Today, only NZ electronic card transactions data are scheduled for released. However, all eyes will be on the RBNZ’s meeting tomorrow morning (9am NZT). We suspect the RBNZ will show sufficient commitment to its rate hiking process to extend the near-term bounce in the NZD/USD. By year-end however, we still look for the NZD/USD to be lower and to break below the 0.8000 level.


Overnight the EUR/USD continued recent underperformance while the NZD outperformed along with the JPY.

Fairly quiet markets overnight appeared to hint at the beginning of the Northern hemisphere summer. Equities returns were clustered close to flat on either side of the Atlantic.

The EUR/USD continued its seemingly delayed response to the ECB’s policy loosening measures and commentary last week. It gapped through key support just below 1.3600 to sit at 1.3540 this morning.

The GBP/USD was also dragged lower. From 1.6810 last evening it now sits just below 1.6750. The focus for the GBP this evening will be the release of the UK employment report. The performance of the UK labour market has been one of the strengths of the economy through the recession. Consensus expects the April ILO Unemployment Rate to fall to 6.7% from 6.8% previously. We would not be surprised to see this measure hold steady at 6.8%.Either way, it is unlikely to be sufficient to engender near-term resurgence in the GBP/USD that remains around 1.3% below early May highs.

Yesterday’s May NAB business survey showed confidence survived the AU Budget intact, steady at +7. It was notable business confidence held steady, unlike the plunge in consumer confidence during this period. However current conditions did ease again, to -1 from 0 previously. The AUD remained on an ascending path after the release. The AUD/USD sits just below 0.9370 this morning, having touched intra-night highs above 0.9380. Today the focus for the AUD will be the Westpac consumer confidence reading for June.

It is relatively light on the US data front tonight. US weekly mortgage claims will be released along with the May Budget.

Fixed Interest

NZ swaps and bond yields pushed up a further 2-3bps across curves yesterday.

Good pay-side flow from the mortgage and SME sectors can once again be seen. However, there are still offshore receivers willing to take the other side of this position, preventing a sharp rise in swaps. 2 and 5-year swap closed at 4.00% and 4.45% respectively. 2-year is now around 13bps above its late May lows as the market prepares for tomorrow’s RBNZ meeting.

A 25bps hike by the RBNZ tomorrow is now virtually fully priced.
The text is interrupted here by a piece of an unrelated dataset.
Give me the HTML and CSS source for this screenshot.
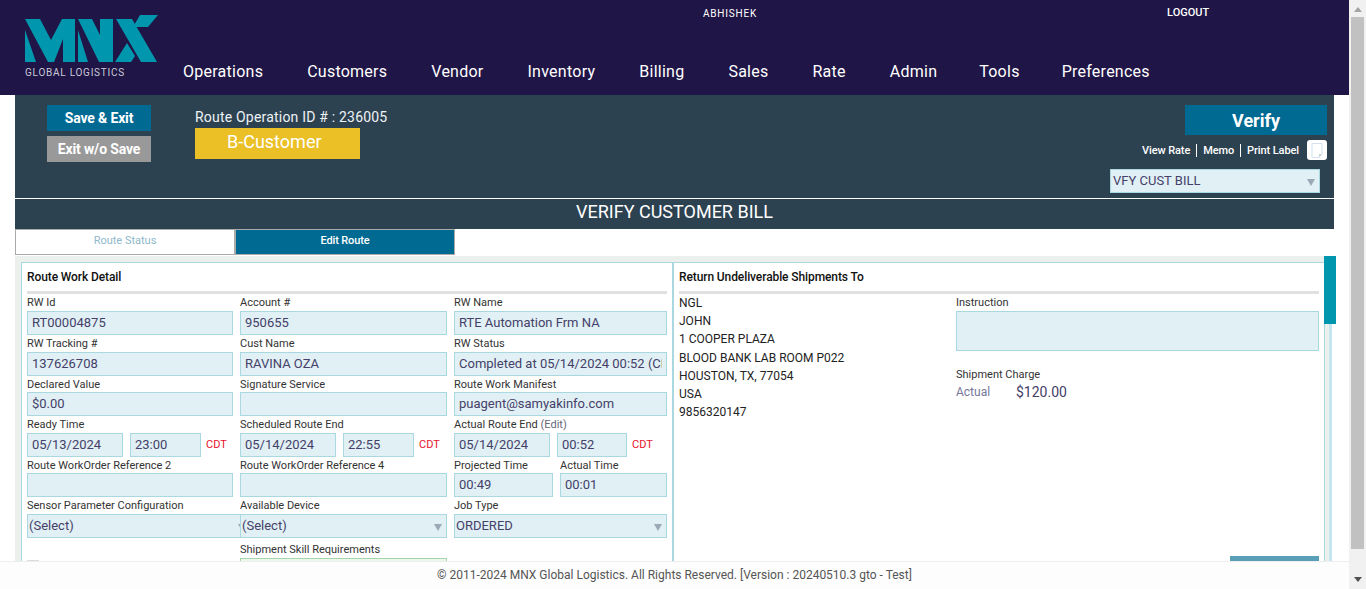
FILE: index.html
```html
<!DOCTYPE html>
<html>
  <head>
    <title>Verify Customer Bill</title>
    <meta name="viewport" content="width=device-width, initial-scale=1.0">
    <link rel="stylesheet" href="styles.css">
  </head>
  <body>
    <div class="page">
      <div class="main">
        <header class="topbar">
          <div class="logo">
            <svg class="logo-mark" width="134" height="47" viewBox="0 0 134 47">
              <polygon fill="#0097ae" points="0,15 11,47 0,47"/>
              <polygon fill="#0097ae" points="0,4 15,4 26,25 37,4 50,4 50,47 38,47 38,24 29,47 23,47"/>
              <polygon fill="#0097ae" points="53,15 63,47 53,47"/>
              <polygon fill="#0097ae" points="53,4 67,4 75,20 75,4 88,4 88,47 74,47"/>
              <polygon fill="#0097ae" points="91,4 107,4 132,47 116,47"/>
              <polygon fill="#0097ae" points="102,28 110,41 106,47 90,47"/>
              <polygon fill="#0097ae" points="115,0 133,0 123,12 108,12"/>
            </svg>
            <div class="logo-text">GLOBAL LOGISTICS</div>
          </div>
          <div class="topbar-right">
            <div class="userbar">
              <span class="username">ABHISHEK</span>
              <a class="logout">LOGOUT</a>
            </div>
            <nav class="nav">
              <a>Operations</a>
              <a>Customers</a>
              <a>Vendor</a>
              <a>Inventory</a>
              <a>Billing</a>
              <a>Sales</a>
              <a>Rate</a>
              <a>Admin</a>
              <a>Tools</a>
              <a>Preferences</a>
            </nav>
          </div>
        </header>

        <section class="route-head">
          <div class="route-actions">
            <div class="actions-left">
              <button class="btn btn-blue">Save &amp; Exit</button>
              <button class="btn btn-grey">Exit w/o Save</button>
            </div>
            <div class="route-id">
              <div class="route-id-text">Route Operation ID # : 236005</div>
              <div class="route-badge">B-Customer</div>
            </div>
            <div class="actions-right">
              <button class="btn-verify">Verify</button>
              <div class="links">
                <a>View Rate</a>
                <a>Memo</a>
                <a>Print Label</a>
                <span class="note-icon">
                  <svg width="12" height="15" viewBox="0 0 12 15">
                    <path d="M1 .5h10v10.500l-3 3.500H1z" fill="#fff" stroke="#d3e2ee"/>
                    <path d="M8 14.500v-3.500h3z" fill="#c9d3da"/>
                  </svg>
                </span>
              </div>
              <div class="status-select">VFY CUST BILL</div>
            </div>
          </div>
          <h1 class="route-title">VERIFY CUSTOMER BILL</h1>
        </section>

        <div class="tabs">
          <a class="tab">Route Status</a>
          <a class="tab tab-active">Edit Route</a>
        </div>

        <div class="work-wrap">
          <div class="work">
            <div class="panel">
              <div class="panel-left">
                <h2 class="panel-title">Route Work Detail</h2>
                <div class="form-grid">
                  <div class="cell">
                    <label>RW Id</label>
                    <div class="field">RT00004875</div>
                  </div>
                  <div class="cell">
                    <label>Account #</label>
                    <div class="field">950655</div>
                  </div>
                  <div class="cell">
                    <label>RW Name</label>
                    <div class="field">RTE Automation Frm NA</div>
                  </div>

                  <div class="cell">
                    <label>RW Tracking #</label>
                    <div class="field">137626708</div>
                  </div>
                  <div class="cell">
                    <label>Cust Name</label>
                    <div class="field">RAVINA OZA</div>
                  </div>
                  <div class="cell">
                    <label>RW Status</label>
                    <div class="field">Completed at 05/14/2024 00:52 (CDT)</div>
                  </div>

                  <div class="cell">
                    <label>Declared Value</label>
                    <div class="field">$0.00</div>
                  </div>
                  <div class="cell">
                    <label>Signature Service</label>
                    <div class="field"></div>
                  </div>
                  <div class="cell">
                    <label>Route Work Manifest</label>
                    <div class="field">puagent@samyakinfo.com</div>
                  </div>

                  <div class="cell">
                    <label>Ready Time</label>
                    <div class="date-row">
                      <div class="field date">05/13/2024</div>
                      <div class="field time">23:00</div>
                      <span class="tz">CDT</span>
                    </div>
                  </div>
                  <div class="cell">
                    <label>Scheduled Route End</label>
                    <div class="date-row">
                      <div class="field date">05/14/2024</div>
                      <div class="field time">22:55</div>
                      <span class="tz">CDT</span>
                    </div>
                  </div>
                  <div class="cell">
                    <label>Actual Route End <span class="edit">(Edit)</span></label>
                    <div class="date-row">
                      <div class="field date">05/14/2024</div>
                      <div class="field time time-short">00:52</div>
                      <span class="tz">CDT</span>
                    </div>
                  </div>

                  <div class="cell">
                    <label>Route WorkOrder Reference 2</label>
                    <div class="field"></div>
                  </div>
                  <div class="cell">
                    <label>Route WorkOrder Reference 4</label>
                    <div class="field"></div>
                  </div>
                  <div class="cell split">
                    <div class="split-projected">
                      <label>Projected Time</label>
                      <div class="field">00:49</div>
                    </div>
                    <div class="split-actual">
                      <label>Actual Time</label>
                      <div class="field">00:01</div>
                    </div>
                  </div>

                  <div class="cell">
                    <label>Sensor Parameter Configuration</label>
                    <div class="field select select-wide">(Select)</div>
                  </div>
                  <div class="cell cell-over">
                    <label>Available Device</label>
                    <div class="field select">(Select)</div>
                  </div>
                  <div class="cell">
                    <label>Job Type</label>
                    <div class="field select">ORDERED</div>
                  </div>

                  <div class="cell cell-last">
                    <span class="check"></span>
                  </div>
                  <div class="cell cell-last">
                    <label>Shipment Skill Requirements</label>
                    <div class="field field-green"></div>
                  </div>
                </div>
              </div>

              <div class="panel-right">
                <h2 class="panel-title">Return Undeliverable Shipments To</h2>
                <div class="return-cols">
                  <div class="address">
                    <div>NGL</div>
                    <div>JOHN</div>
                    <div>1 COOPER PLAZA</div>
                    <div>BLOOD BANK LAB ROOM P022</div>
                    <div>HOUSTON, TX, 77054</div>
                    <div>USA</div>
                    <div>9856320147</div>
                  </div>
                  <div class="return-side">
                    <label>Instruction</label>
                    <div class="field textarea"></div>
                    <label class="charge-label">Shipment Charge</label>
                    <div class="charge-row">
                      <span class="charge-type">Actual</span>
                      <span class="charge-value">$120.00</span>
                    </div>
                    <div class="save-btn"></div>
                  </div>
                </div>
              </div>
            </div>
          </div>
          <div class="track"></div>
          <div class="track-thumb"></div>
        </div>
      </div>
      <footer class="footer">© 2011-2024 MNX Global Logistics. All Rights Reserved. [Version : 20240510.3 gto - Test]</footer>
    </div>

    <div class="scrollbar">
      <span class="arrow-up"></span>
      <div class="scroll-thumb"></div>
      <span class="arrow-down"></span>
    </div>
  </body>
</html>
```

FILE: styles.css
```css
html, body {
  margin: 0;
  height: 100%;
  overflow: hidden;
}
body {
  display: flex;
  background-color: #fff;
  font-family: Roboto, "Liberation Sans", sans-serif;
  color: #333;
}
.page {
  width: 1349px;
  height: 589px;
  display: flex;
  flex-direction: column;
}
.main {
  flex: 1;
  overflow: hidden;
}

/* top bar */
.topbar {
  height: 95px;
  display: flex;
  background-color: #1f1546;
  color: #fff;
}
.logo {
  width: 158px;
  margin-left: 25px;
  flex: none;
  padding-top: 15px;
}
.logo-mark {
  display: block;
}
.logo-text {
  margin-top: 5px;
  font-size: 10px;
  line-height: 12px;
  letter-spacing: .75px;
  color: #c9c9d6;
}
.topbar-right {
  flex: 1;
}
.userbar {
  height: 61px;
  display: flex;
  padding-top: 6px;
  box-sizing: border-box;
  font-size: 10px;
  line-height: 14px;
}
.username {
  margin: 1px 0 0 520px;
  letter-spacing: .8px;
}
.logout {
  margin-left: 410px;
  font-size: 11px;
  font-weight: 500;
}
.nav {
  display: flex;
  gap: 44px;
  font-size: 16px;
  line-height: 22px;
  letter-spacing: .25px;
}
.nav a:nth-child(n+9) {
  margin-left: -2px;
}

/* route header */
.route-head {
  margin-left: 15px;
  width: 1319px;
  background-color: #2d4251;
  color: #fff;
}
.route-actions {
  height: 103px;
  display: flex;
  border-bottom: 1px solid #fff;
}
.actions-left {
  margin-left: 32px;
  padding-top: 10px;
  width: 148px;
  flex: none;
}
.btn {
  display: block;
  width: 104px;
  height: 26px;
  margin-bottom: 5px;
  padding: 0;
  border: none;
  color: #fff;
  font-family: inherit;
  font-size: 14px;
  font-weight: 700;
  letter-spacing: -.15px;
}
.btn-blue {
  background-color: #006a93;
}
.btn-grey {
  background-color: #999;
}
.route-id {
  padding-top: 14px;
  flex: 1;
}
.route-id-text {
  font-size: 14px;
  line-height: 17px;
  letter-spacing: .2px;
  color: #eef3f6;
}
.route-badge {
  width: 133px;
  height: 31px;
  padding-left: 32px;
  margin-top: 2px;
  background-color: #ebbf26;
  font-size: 18px;
  line-height: 28px;
}
.actions-right {
  width: 217px;
  flex: none;
  padding: 10px 7px 0 0;
  display: flex;
  flex-direction: column;
  align-items: flex-end;
}
.btn-verify {
  width: 142px;
  height: 30px;
  padding: 0;
  border: none;
  background-color: #006a93;
  color: #fff;
  font-family: inherit;
  font-size: 18px;
  font-weight: 700;
}
.links {
  display: flex;
  align-items: center;
  height: 20px;
  margin-top: 5px;
  font-size: 11px;
  font-weight: 500;
  letter-spacing: -.1px;
}
.links a {
  padding: 0 6px;
  line-height: 13px;
  border-left: 1px solid #fff;
}
.links a:first-child {
  border-left: none;
}
.note-icon {
  width: 20px;
  height: 20px;
  margin-left: 2px;
  background-color: #fff;
  border-radius: 3px;
  display: flex;
  align-items: center;
  justify-content: center;
}
.status-select {
  position: relative;
  width: 206px;
  height: 22px;
  margin: 9px 7px 0 0;
  padding-left: 2px;
  background-color: #e0f0f4;
  border: 1px solid #aad8e0;
  font-size: 13px;
  line-height: 22px;
  color: #45406a;
}
.status-select::after, .select::after {
  content: "";
  position: absolute;
  right: 4px;
  top: 9px;
  border-left: 4px solid transparent;
  border-right: 4px solid transparent;
  border-top: 7px solid #9aa9b8;
}
.route-title {
  margin: 0;
  height: 30px;
  font-size: 18px;
  font-weight: 400;
  line-height: 26px;
  text-align: center;
}

/* tabs */
.tabs {
  display: flex;
  margin-left: 15px;
  height: 26px;
}
.tab {
  width: 220px;
  box-sizing: border-box;
  border: 1px solid #aaa;
  background-color: #fff;
  text-align: center;
  font-size: 11px;
  line-height: 22px;
  color: #8fb8cc;
}
.tab-active {
  background-color: #006a93;
  color: #fff;
  font-weight: 500;
  letter-spacing: -.15px;
}

/* work area */
.work-wrap {
  position: relative;
  display: flex;
  margin: 1px 0 0 15px;
}
.work {
  width: 1314px;
  box-sizing: border-box;
  padding: 6px 4px 0 6px;
  background-color: #ecf0ed;
}
.track {
  width: 3px;
  background-color: #c5e6f0;
}
.track-thumb {
  position: absolute;
  left: 1309px;
  top: 0;
  width: 12px;
  height: 68px;
  background-color: #0097ae;
}
.panel {
  display: flex;
  background-color: #fff;
  border: 1px solid #aad8e0;
  border-bottom: none;
  height: 400px;
}
.panel-left {
  width: 640px;
  padding: 0 5px;
  border-right: 2px solid #aad8e0;
  flex: none;
}
.panel-right {
  width: 640px;
  padding: 0 5px;
  flex: none;
}
.panel-title {
  margin: 0;
  height: 28px;
  border-bottom: 3px solid #e0e0e0;
  font-size: 12px;
  font-weight: 500;
  line-height: 29px;
  letter-spacing: -.1px;
  color: #111;
}
.form-grid {
  display: grid;
  grid-template-columns: 206px 207px 213px;
  column-gap: 7px;
  padding-top: .4px;
}
.cell {
  min-width: 0;
}
.cell-over {
  position: relative;
}
.cell-last {
  padding-top: 3.4px;
}
label {
  display: block;
  height: 16.6px;
  font-size: 11px;
  line-height: 17px;
  color: #333;
  white-space: nowrap;
}
.edit {
  color: #667;
}
.field {
  position: relative;
  height: 24px;
  box-sizing: border-box;
  padding: 0 4px;
  background-color: #e0f0f4;
  border: 1px solid #aad8e0;
  font-size: 13px;
  line-height: 22px;
  color: #45406a;
  white-space: nowrap;
  overflow: clip;
  overflow-clip-margin: content-box;
}
.date-row {
  display: flex;
  align-items: center;
  gap: 7px;
}
.date {
  width: 96px;
}
.time {
  width: 71px;
}
.time-short {
  width: 70px;
}
.tz {
  margin-left: -2px;
  font-size: 11px;
  color: #e8112d;
}
.split {
  display: flex;
  gap: 7px;
}
.split-projected {
  width: 99px;
}
.split-actual {
  flex: 1;
}
.select {
  padding: 0 1px;
  overflow: hidden;
}
.select-wide {
  width: 214px;
}
.select-wide::after {
  right: -6px;
}
.field-green {
  border-color: #a5d6a7;
  background-color: #eef7ee;
}
.check {
  display: block;
  width: 12px;
  height: 12px;
  margin-top: 18.6px;
  background-color: #dcdcdc;
}

/* return address */
.return-cols {
  display: flex;
}
.address {
  width: 277px;
  flex: none;
  font-size: 12px;
  line-height: 18.2px;
  color: #222;
}
.return-side {
  flex: 1;
  padding-top: .4px;
}
.textarea {
  height: 40px;
}
.charge-label {
  margin-top: 15px;
}
.charge-row {
  display: flex;
  align-items: center;
  height: 18px;
}
.charge-type {
  width: 60px;
  font-size: 12px;
  color: #77779a;
}
.charge-value {
  font-size: 14px;
  color: #45406a;
}
.save-btn {
  width: 89px;
  height: 28px;
  margin: 155px 0 0 auto;
  background-color: #5a9fb8;
}

/* footer */
.footer {
  height: 28px;
  box-sizing: border-box;
  border-top: 1px solid #eee;
  background-color: #fdfdfd;
  text-align: center;
  font-size: 12px;
  line-height: 26px;
  color: #555;
}

/* page scrollbar */
.scrollbar {
  width: 17px;
  height: 589px;
  flex: none;
  background-color: #f1f1f1;
  display: flex;
  flex-direction: column;
  align-items: center;
}
.scroll-thumb {
  width: 13px;
  height: 532px;
  margin-top: 5px;
  background-color: #c1c1c1;
}
.arrow-up {
  margin-top: 7px;
  border-left: 4px solid transparent;
  border-right: 4px solid transparent;
  border-bottom: 5px solid #a3a3a3;
}
.arrow-down {
  margin-top: 28px;
  border-left: 4px solid transparent;
  border-right: 4px solid transparent;
  border-top: 5px solid #505050;
}
```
The attention will therefore focus on the Bank’s commentary. The market now prices less than 125bps of OCR hikes in the coming two years. The RBNZ’s previously published (March MPS) 90-day bank bill track implied 200bps of hikes by this time. Therefore, even if the RBNZ were to slightly tweak its 90-day track to build in a little near-term flexibility, it will likely still be notably more hawkish than current market pricing.

We anticipate a push higher in yields post the MPS. However, we are also aware that global investors, immersed in European deflation fears, and the backdrop of low US inflation and a reluctant Fed, will be waiting in the wings as receivers.

In fairly quiet markets overnight that appeared to beckon the start of the Northern summer, equities were fairly flat while US Treasuries sold-off. The yield on US 10-year bonds pushed up from 2.59% to 2.64%.

Today, NZ electronic card transactions data will be released. Across the Tasman the Westpac AU consumer confidence survey is due. Tonight, a key focus will be UK employment data.